Australian Ethical was effectively a B Corp before the concept arose. “We’ve been around for more than 30 years, with an ethical charter since we were incorporated in 1986,” says Vernon.

Underpinning the Australian Ethical philosophy is the shifting of its financial system from shareholder primacy and returns-only investing to a focus on societal and environmental impact.

The development of B Corp certification in the US in the mid-2000s gave impetus to introducing ethics into investment and corporate decision-making, says Vernon. Importantly, it delivered validation — objectivity, comparability and measurement. For Australian Ethical, B Corp status has “given us a means of internal benchmarking and made it OK for us to say we’re more sustainable than the next company.”
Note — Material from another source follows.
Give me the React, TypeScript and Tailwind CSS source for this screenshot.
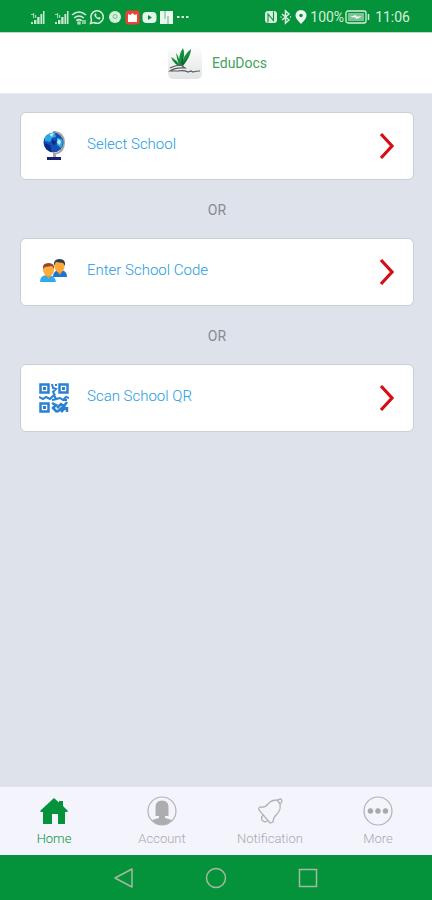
import type { ReactNode } from "react";

function SignalIcon() {
  return (
    <svg viewBox="0 0 15 15" className="h-[15px] w-[15px]" fill="#c5e8cf" aria-hidden="true">
      <path d="M1 12h2v2H1zM4 10h2.400v4H4zM7.200 7h2.400v7H7.200zM10.400 4h1.900v10h-1.900zM13 1h1.500v13H13z" />
      <path d="M1 4h2v1H1zM3 3h1.200v5H3zM5 5h1.200v3H5z" opacity=".8" />
    </svg>
  );
}

function StatusBar() {
  return (
    <div className="flex h-[33px] items-center justify-between border-b border-[#b5dfc1] bg-[#04933a] pt-[2px] pr-[22px] pl-[30px] text-[#d5efdc]">
      <div className="flex items-center gap-[2px]">
        <span className="mr-[7px]">
          <SignalIcon />
        </span>
        <SignalIcon />
        <svg viewBox="0 0 16 16" className="h-4 w-4" fill="none" stroke="currentColor" strokeWidth="1.6" aria-hidden="true">
          <path d="M1 6q7-6 14 0M3.2 9q4.800-4 9.600 0M5.300 11.600q2.700-2 5.400 0" />
          <path d="M7 13h2v2H7zM12 11v4M14 11v4" strokeWidth="1.200" />
        </svg>
        <svg viewBox="0 0 16 16" className="h-4 w-4" fill="none" stroke="currentColor" strokeWidth="1.500" aria-hidden="true">
          <path d="M1.500 14.500l1-3.600A6.300 6.300 0 1 1 5 13.500z" />
          <path d="M5.400 5q-.8 2 1.600 4t4 1.200l.6-1.400-1.600-.9-.9.8Q7.700 8 7 6.700l.6-.8L7 4.300z" fill="currentColor" stroke="none" />
        </svg>
        <svg viewBox="0 0 16 16" className="h-4 w-4" aria-hidden="true">
          <circle cx="8" cy="8" r="6" fill="currentColor" />
          <circle cx="8" cy="7.500" r="2" fill="none" stroke="#6fc08a" />
        </svg>
        <svg viewBox="0 0 15 15" className="h-[15px] w-[15px]" aria-hidden="true">
          <rect x=".5" y=".5" width="14" height="14" rx="3" fill="#ef3f38" />
          <path d="M3 4l2.500 1L7.500 3l2 2L12 4v8H3z" fill="#fff" />
        </svg>
        <svg viewBox="0 0 15 15" className="h-[15px] w-[15px]" aria-hidden="true">
          <rect x=".5" y="2" width="14" height="11" rx="4" fill="#e4f5e9" />
          <path d="M6 5l4 2.500-4 2.500z" fill="#04933a" />
        </svg>
        <svg viewBox="0 0 15 15" className="h-[15px] w-[15px]" aria-hidden="true">
          <rect x="1" y="1" width="13" height="13" fill="#eaf7ee" />
          <path d="M6 1v8M9 6v8" stroke="#5bb87b" />
        </svg>
        <svg viewBox="0 0 14 14" className="h-[14px] w-[14px]" fill="currentColor" aria-hidden="true">
          <path d="M1 6h2.500v2H1zM5.500 6H8v2H5.500zM10 6h2.500v2H10z" />
        </svg>
      </div>
      <div className="flex items-center gap-px">
        <svg viewBox="0 0 14 14" className="h-[14px] w-[14px]" fill="none" aria-hidden="true">
          <rect x="1" y="1" width="12" height="12" rx="3" fill="#d5efdc" />
          <path d="M4 12.500V4l5.500 6.500V1.500" stroke="#04933a" strokeWidth="1.100" />
        </svg>
        <svg viewBox="0 0 14 16" className="h-4 w-[14px]" fill="none" stroke="currentColor" strokeWidth="1.500" aria-hidden="true">
          <path d="M3 5l7 6-3.500 3V2L10 5l-7 6M1.500 8h1M11 8h1" />
        </svg>
        <svg viewBox="0 0 14 16" className="h-4 w-[14px]" aria-hidden="true">
          <path d="M7 15Q1.500 9.500 1.500 6.500a5.500 5.500 0 0 1 11 0Q12.500 9.500 7 15z" fill="#eefaf1" />
          <circle cx="7" cy="6.500" r="1.800" fill="#04933a" />
        </svg>
        <span className="ml-px text-sm">100%</span>
        <svg viewBox="0 0 25 14" className="h-[14px] w-[25px]" fill="none" stroke="currentColor" aria-hidden="true">
          <rect x="1" y="1" width="20" height="12" rx="2" strokeWidth="1.300" />
          <rect x="3" y="3" width="16" height="8" fill="#7cc394" stroke="none" />
          <path d="M5 7l6-2v1.500h6L11 9V7.500z" fill="#fff" stroke="none" />
          <path d="M23.500 4v6" strokeWidth="1.500" />
        </svg>
        <span className="ml-1 text-sm">11:06</span>
      </div>
    </div>
  );
}

function Logo() {
  return (
    <svg viewBox="0 0 36 34" className="h-[34px] w-9" aria-hidden="true">
      <defs>
        <linearGradient id="plate" x1="0" y1="0" x2="0" y2="1">
          <stop offset="0" stopColor="#fdfdfd" />
          <stop offset="1" stopColor="#e2e3e3" />
        </linearGradient>
      </defs>
      <rect x="1" y="1" width="34" height="32" rx="5" fill="url(#plate)" />
      <g fill="#15913d">
        <path d="M12 20Q11 9 16 2q3 7-2 18z" />
        <path d="M14 20Q16 9 24 3q0 7-8 17z" />
        <path d="M12 20Q10 13 9 7q4 5 4 13z" />
        <path d="M12 20Q6 17 4 11q6 3 9 9z" />
      </g>
      <path d="M14 19L16 8v9zM11 19L6 13l3 5zM14 20l8-11-5 9z" fill="#14532f" />
      <path d="M3 22q6-3 11-3l4 3q-9-1-15 3h8q6-1 10 1l3-1 2 1q3-1 7-1" fill="none" stroke="#555b5b" strokeWidth="1.200" />
    </svg>
  );
}

function GlobeIcon() {
  return (
    <svg viewBox="0 0 30 32" className="h-8 w-[30px]" aria-hidden="true">
      <path d="M16 2q9 1 9 10.500T16 24" fill="none" stroke="#aaa69e" strokeWidth="2" />
      <path d="M14 1h3v3h-3zM14 23h3v5h-3z" fill="#a9a39b" />
      <circle cx="14.500" cy="12.500" r="10" fill="#174fb4" />
      <path d="M6 7q5-5 10-4l1 4-4 1-2 4-5-1zM18 8l5 1q2 4-1 9l-4-3z" fill="#28a9e0" />
      <path d="M10 4l5-1-2 4zM19 9l3 2-1 4-3-2z" fill="#b9eaf7" />
      <path d="M5 13l6 2 2 7q-7-1-8-9zM13 10l4 1-1 4-3-1z" fill="#0b2c8c" />
      <path d="M8 27h14v3H8z" fill="#16216f" />
    </svg>
  );
}

function PeopleIcon() {
  return (
    <svg viewBox="0 0 30 30" className="h-[30px] w-[30px]" aria-hidden="true">
      <path d="M14 20q0-7 7-7t7 7z" fill="#1976d2" />
      <path d="M17 13l4 5 3-5z" fill="#ee962c" />
      <ellipse cx="20.500" cy="9.500" rx="5" ry="6" fill="#ffa936" />
      <path d="M15 9q-1-7 5.500-7T26 9l-2-3-7-1z" fill="#343c4a" />
      <path d="M1 25q0-7 7.500-7T17 25z" fill="#2daaf0" />
      <path d="M6 17l3.500 5 3.500-5z" fill="#ee962c" />
      <ellipse cx="9.500" cy="13" rx="5.500" ry="6" fill="#ffac3b" />
      <path d="M4 12q-1-6 5.500-6T15 12l-2-3-7 1z" fill="#94482f" />
    </svg>
  );
}

function QrIcon() {
  return (
    <svg viewBox="0 0 30 30" className="h-[30px] w-[30px]" fill="none" stroke="#2b80d2" strokeWidth="2" aria-hidden="true">
      <path d="M1.500 1.500h8v8h-8zM20.500 1.500h8v8h-8zM1.500 20.500h8v8h-8z" strokeWidth="2.500" />
      <path d="M4 4h3v3H4zM23 4h3v3h-3zM4 23h3v3H4z" fill="#2b80d2" stroke="none" />
      <path d="M13 1l1 4 3 1-3 3 2 3M17 1v2M0 14l4 2 3-2 4 2 4-4 2 4 4-1 3 2 3-3 3 1M13 17l5-1M24 17h4" />
      <path d="M13 20l4 2-3 3 4 4M18 25l4-4 3 2 3-4M18 29l7-6M22 29l5-5M28 24v5" strokeWidth="2.500" />
    </svg>
  );
}

function OptionCard({ icon, label }: { icon: ReactNode; label: string }) {
  return (
    <button type="button" className="flex h-[68px] w-full items-center rounded-md border border-[#c8d0d2] bg-white pr-[18px] pl-[18px] text-left">
      <span className="flex w-[30px] justify-center">{icon}</span>
      <span className="ml-[18px] flex-1 pb-1 text-[15px] leading-5 font-light text-[#1d9be4]">{label}</span>
      <svg viewBox="0 0 16 28" className="h-7 w-4" fill="none" stroke="#d40e14" strokeWidth="3.200" aria-hidden="true">
        <path d="M2 2l11 12L2 26" />
      </svg>
    </button>
  );
}

function Or() {
  return <p className="flex h-[58px] items-center justify-center pt-[2px] text-sm text-[#858a92]">OR</p>;
}

function Tab({ icon, label, active = false }: { icon: ReactNode; label: string; active?: boolean }) {
  return (
    <button
      type="button"
      aria-current={active ? "page" : undefined}
      className={`flex flex-1 flex-col items-center gap-[3px] pt-[9px] text-[13px] leading-5 ${active ? "text-[#04933a]" : "text-[#a9a9af]"}`}
    >
      {icon}
      <span className="font-light">{label}</span>
    </button>
  );
}

export default function App() {
  return (
    <div className="flex min-h-screen flex-col bg-[#dee3eb] font-['Roboto','Noto_Sans',sans-serif]">
      <StatusBar />
      <header className="flex h-[61px] items-center justify-center gap-[9px] border-b border-[#e8ebf4] bg-white pl-[2px]">
        <Logo />
        <h1 className="text-sm text-[#3fa35c]">EduDocs</h1>
      </header>
      <main className="flex-1 pt-[18px] pr-[18px] pl-5">
        <OptionCard icon={<GlobeIcon />} label="Select School" />
        <Or />
        <OptionCard icon={<PeopleIcon />} label="Enter School Code" />
        <Or />
        <OptionCard icon={<QrIcon />} label="Scan School QR" />
      </main>
      <nav className="flex h-[68px] bg-[#f4f4fc]">
        <Tab
          active
          label="Home"
          icon={
            <svg viewBox="0 0 30 30" className="h-[30px] w-[30px]" fill="#04933a" aria-hidden="true">
              <path d="M15 2l5 4.500V5h4v5l5 5-1 1h-2v12h-7V18h-6v10H4V16H2l-1-1z" />
            </svg>
          }
        />
        <Tab
          label="Account"
          icon={
            <svg viewBox="0 0 30 30" className="h-[30px] w-[30px]" aria-hidden="true">
              <circle cx="15" cy="15" r="14" fill="none" stroke="#b2b1b8" strokeWidth="1.200" />
              <path d="M8.500 20V11q0-6.500 6.500-6.500t6.500 6.500v9H18v2l7 2q-4 5-10 5T5 24l7-2v-2z" fill="#adadaf" />
            </svg>
          }
        />
        <Tab
          label="Notification"
          icon={
            <svg viewBox="0 0 30 30" className="h-[30px] w-[30px]" fill="none" stroke="#b2b1b8" strokeWidth="1.300" aria-hidden="true">
              <path d="M5 11q5 1 8-3t9-4l4-1 1 2-2 4q1 5-3 9t-4 8l-3 1L4 14q-1-2 1-3zM8 19q-3 4 0 6t5-1" />
              <path d="M22 4l3 4" />
            </svg>
          }
        />
        <Tab
          label="More"
          icon={
            <svg viewBox="0 0 30 30" className="h-[30px] w-[30px]" aria-hidden="true">
              <circle cx="15" cy="15" r="14" fill="none" stroke="#b2b1b8" strokeWidth="1.200" />
              <path d="M7.500 12.200a2.800 2.800 0 1 1-.1 0zM15 12.200a2.800 2.800 0 1 1-.1 0zM22.500 12.200a2.800 2.800 0 1 1-.1 0z" fill="#a8a8ac" />
            </svg>
          }
        />
      </nav>
      <div className="flex h-[45px] items-center justify-center gap-[70px] bg-[#04933a]">
        <button type="button" aria-label="Back">
          <svg viewBox="0 0 22 22" className="h-[22px] w-[22px]" fill="none" stroke="#a7b8a2" strokeWidth="1.500" strokeLinejoin="round" aria-hidden="true">
            <path d="M2 11L19 2v18z" />
          </svg>
        </button>
        <button type="button" aria-label="Home screen">
          <svg viewBox="0 0 22 22" className="h-[22px] w-[22px]" fill="none" stroke="#a7b8a2" strokeWidth="1.500" aria-hidden="true">
            <circle cx="11" cy="11" r="9.500" />
          </svg>
        </button>
        <button type="button" aria-label="Recent apps">
          <svg viewBox="0 0 22 22" className="h-[22px] w-[22px]" fill="none" stroke="#a7b8a2" strokeWidth="1.500" aria-hidden="true">
            <path d="M2.500 2.500h17v17h-17z" />
          </svg>
        </button>
      </div>
    </div>
  );
}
Not long after the movement launched in Australia in 2013, it was atypical that Australian Ethical sailed through the certification process to become the country’s first — and still just one of two publicly listed — B Corps. Most companies initially fail B Corp impact assessment, either dropping out or spending years working to improve the sustainability of their supply chains to achieve the required 80 points for certification. It’s a very rigorous process, Vernon admits. “We were already quite a way up the curve. We have conviction in terms of our approach and are happy with having to justify it biannually.”

Another major motivator to be a frontrunner for B Corp certification was Australian Ethical’s desire to grow the ethical business sector. Vernon observes the country’s B Corp movement is growing strongly, although possibly not as strongly as initially hoped due to the rigour of qualifying. Benefits come from the wider network and B Corp community. Australian Ethical uses fellow B Corps as suppliers — and scrutiny of the supply chain is a given. “We know if someone else is a B Corp they share our philosophy about how capital is allocated.”